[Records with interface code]
++++++++

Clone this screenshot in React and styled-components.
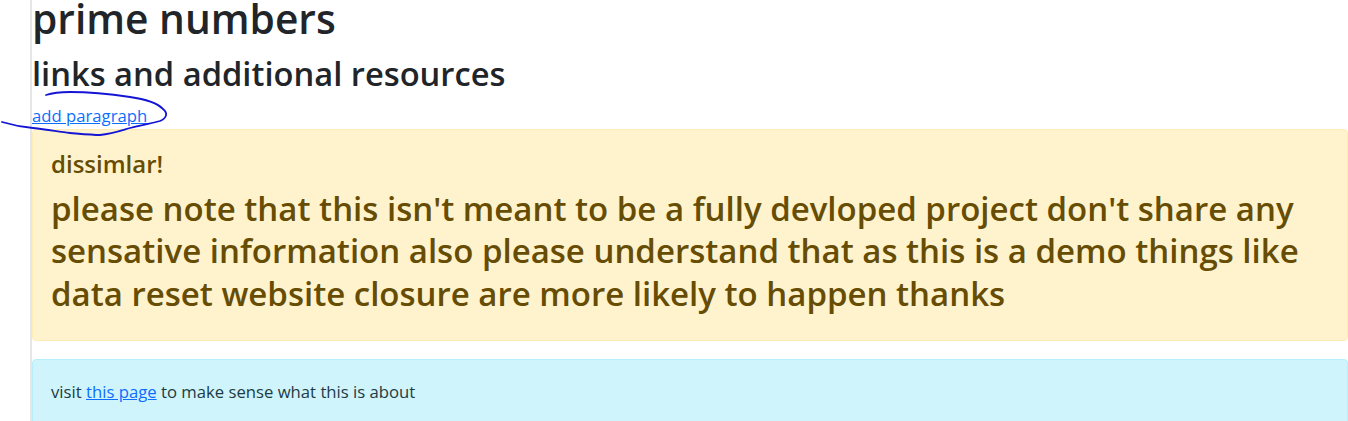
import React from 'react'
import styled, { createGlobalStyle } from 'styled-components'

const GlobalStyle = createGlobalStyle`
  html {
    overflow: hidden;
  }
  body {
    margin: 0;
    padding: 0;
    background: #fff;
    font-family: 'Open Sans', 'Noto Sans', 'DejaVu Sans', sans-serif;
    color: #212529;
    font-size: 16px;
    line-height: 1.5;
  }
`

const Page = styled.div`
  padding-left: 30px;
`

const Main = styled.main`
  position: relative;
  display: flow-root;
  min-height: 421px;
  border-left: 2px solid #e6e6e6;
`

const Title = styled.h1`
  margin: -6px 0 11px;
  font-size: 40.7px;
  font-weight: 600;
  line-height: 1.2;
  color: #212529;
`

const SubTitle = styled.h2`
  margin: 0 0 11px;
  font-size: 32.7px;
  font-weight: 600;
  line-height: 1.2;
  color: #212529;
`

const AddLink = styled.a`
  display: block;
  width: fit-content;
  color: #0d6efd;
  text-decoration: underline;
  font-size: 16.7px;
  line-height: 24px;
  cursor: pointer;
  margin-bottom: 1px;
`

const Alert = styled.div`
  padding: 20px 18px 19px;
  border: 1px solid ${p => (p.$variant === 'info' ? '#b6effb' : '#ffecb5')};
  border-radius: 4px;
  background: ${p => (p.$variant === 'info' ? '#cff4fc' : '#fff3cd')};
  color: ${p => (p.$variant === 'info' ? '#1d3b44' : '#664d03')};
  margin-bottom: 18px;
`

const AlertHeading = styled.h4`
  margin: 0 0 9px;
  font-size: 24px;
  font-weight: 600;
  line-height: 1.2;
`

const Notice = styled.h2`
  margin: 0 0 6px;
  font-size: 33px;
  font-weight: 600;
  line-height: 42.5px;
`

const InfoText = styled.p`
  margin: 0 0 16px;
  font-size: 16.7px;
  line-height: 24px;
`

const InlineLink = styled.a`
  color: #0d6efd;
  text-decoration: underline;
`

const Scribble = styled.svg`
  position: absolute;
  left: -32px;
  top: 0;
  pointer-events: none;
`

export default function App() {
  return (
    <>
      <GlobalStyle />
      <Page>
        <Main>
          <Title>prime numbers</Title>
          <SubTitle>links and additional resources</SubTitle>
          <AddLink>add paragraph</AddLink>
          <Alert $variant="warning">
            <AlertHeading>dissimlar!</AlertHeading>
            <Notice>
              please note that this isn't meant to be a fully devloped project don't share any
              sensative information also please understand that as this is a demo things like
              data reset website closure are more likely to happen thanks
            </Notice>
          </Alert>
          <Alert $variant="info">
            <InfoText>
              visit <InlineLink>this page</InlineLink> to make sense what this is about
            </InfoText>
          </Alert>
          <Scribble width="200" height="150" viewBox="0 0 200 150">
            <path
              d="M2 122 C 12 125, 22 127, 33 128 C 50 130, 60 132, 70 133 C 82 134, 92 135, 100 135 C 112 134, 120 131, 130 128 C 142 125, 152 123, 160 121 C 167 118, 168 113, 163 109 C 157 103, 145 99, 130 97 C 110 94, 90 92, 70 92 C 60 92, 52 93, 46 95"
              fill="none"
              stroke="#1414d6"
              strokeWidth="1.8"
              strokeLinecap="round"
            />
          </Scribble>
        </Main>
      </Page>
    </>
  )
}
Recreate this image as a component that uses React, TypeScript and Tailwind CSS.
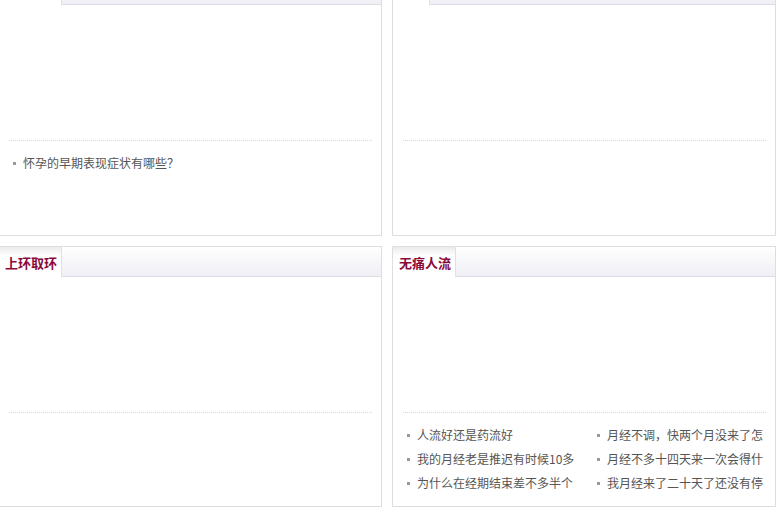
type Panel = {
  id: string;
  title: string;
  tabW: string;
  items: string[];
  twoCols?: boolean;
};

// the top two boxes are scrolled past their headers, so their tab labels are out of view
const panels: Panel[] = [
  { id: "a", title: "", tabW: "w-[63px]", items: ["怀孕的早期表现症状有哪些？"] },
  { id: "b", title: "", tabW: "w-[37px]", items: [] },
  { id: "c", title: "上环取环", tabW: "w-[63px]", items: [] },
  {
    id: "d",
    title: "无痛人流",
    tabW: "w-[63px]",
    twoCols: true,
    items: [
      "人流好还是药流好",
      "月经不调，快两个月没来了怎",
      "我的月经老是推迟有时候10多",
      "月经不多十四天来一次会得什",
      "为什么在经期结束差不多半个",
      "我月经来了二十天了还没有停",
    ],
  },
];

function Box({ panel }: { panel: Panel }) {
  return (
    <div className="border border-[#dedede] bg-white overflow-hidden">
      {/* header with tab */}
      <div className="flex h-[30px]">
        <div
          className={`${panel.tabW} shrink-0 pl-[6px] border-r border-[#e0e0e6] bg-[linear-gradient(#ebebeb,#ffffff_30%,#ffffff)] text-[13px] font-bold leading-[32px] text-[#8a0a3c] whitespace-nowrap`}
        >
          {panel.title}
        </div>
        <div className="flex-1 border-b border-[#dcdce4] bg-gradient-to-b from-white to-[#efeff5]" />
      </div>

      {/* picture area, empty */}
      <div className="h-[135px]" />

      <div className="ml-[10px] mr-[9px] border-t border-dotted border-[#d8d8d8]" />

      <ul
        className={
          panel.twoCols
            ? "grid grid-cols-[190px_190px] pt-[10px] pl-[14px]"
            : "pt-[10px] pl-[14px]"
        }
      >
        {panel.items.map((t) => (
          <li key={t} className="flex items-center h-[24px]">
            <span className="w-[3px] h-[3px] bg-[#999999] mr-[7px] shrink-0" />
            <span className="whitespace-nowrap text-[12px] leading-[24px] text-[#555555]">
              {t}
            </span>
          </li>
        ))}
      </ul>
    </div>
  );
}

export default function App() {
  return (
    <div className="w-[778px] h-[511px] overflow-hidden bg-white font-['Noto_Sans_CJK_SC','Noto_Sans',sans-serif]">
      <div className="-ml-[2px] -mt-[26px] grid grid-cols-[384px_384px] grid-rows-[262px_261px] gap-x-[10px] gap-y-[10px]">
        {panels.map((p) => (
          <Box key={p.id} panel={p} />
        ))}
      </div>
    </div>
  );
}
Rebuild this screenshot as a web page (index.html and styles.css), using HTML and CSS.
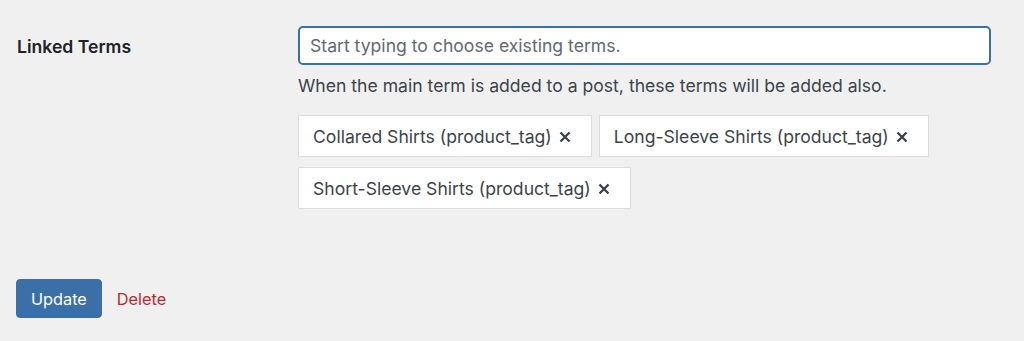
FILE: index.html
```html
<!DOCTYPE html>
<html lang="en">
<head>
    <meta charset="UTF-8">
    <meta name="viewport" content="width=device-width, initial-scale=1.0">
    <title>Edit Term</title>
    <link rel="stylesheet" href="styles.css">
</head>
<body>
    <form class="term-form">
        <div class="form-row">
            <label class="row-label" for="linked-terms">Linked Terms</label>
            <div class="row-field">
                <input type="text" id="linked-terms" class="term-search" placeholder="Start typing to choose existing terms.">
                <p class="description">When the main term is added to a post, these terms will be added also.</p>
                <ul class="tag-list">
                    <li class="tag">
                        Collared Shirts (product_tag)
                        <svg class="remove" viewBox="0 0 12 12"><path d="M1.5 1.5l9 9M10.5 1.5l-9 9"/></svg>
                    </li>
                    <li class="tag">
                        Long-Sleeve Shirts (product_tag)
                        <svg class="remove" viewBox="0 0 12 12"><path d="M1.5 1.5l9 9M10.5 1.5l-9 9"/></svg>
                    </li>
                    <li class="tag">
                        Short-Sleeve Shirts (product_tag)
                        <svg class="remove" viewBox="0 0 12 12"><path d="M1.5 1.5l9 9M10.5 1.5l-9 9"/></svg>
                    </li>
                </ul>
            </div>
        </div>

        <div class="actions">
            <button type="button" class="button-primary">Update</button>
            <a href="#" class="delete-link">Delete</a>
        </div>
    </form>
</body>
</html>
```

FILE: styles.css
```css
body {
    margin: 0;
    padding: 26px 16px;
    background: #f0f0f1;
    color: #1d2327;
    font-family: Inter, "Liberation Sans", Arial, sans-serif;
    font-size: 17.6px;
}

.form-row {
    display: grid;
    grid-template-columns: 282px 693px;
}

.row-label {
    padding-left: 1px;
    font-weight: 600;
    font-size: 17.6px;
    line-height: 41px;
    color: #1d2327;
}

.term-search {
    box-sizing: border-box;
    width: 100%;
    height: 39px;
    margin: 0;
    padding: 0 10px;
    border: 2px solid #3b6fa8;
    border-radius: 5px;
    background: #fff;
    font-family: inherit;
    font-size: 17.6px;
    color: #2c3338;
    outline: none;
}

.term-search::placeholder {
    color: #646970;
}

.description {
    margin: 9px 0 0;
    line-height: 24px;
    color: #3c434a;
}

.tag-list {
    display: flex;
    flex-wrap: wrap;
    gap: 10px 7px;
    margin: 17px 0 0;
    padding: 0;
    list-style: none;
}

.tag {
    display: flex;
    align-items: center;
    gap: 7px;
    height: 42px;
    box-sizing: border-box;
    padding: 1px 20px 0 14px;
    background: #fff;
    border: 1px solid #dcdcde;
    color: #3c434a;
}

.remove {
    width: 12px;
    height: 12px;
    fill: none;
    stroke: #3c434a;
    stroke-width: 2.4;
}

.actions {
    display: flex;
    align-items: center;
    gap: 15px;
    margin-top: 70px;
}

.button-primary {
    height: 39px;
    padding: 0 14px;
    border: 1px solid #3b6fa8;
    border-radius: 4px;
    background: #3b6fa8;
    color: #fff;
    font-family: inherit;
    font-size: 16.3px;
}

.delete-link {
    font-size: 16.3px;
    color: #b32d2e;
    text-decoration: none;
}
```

++++++++

What is asked: Sift through the entries and copy every line with "React".

Solution to the problem:
Clone this screenshot in React and styled-components.
import React from 'react'
Recreate this image as a component that uses React, TypeScript and Tailwind CSS.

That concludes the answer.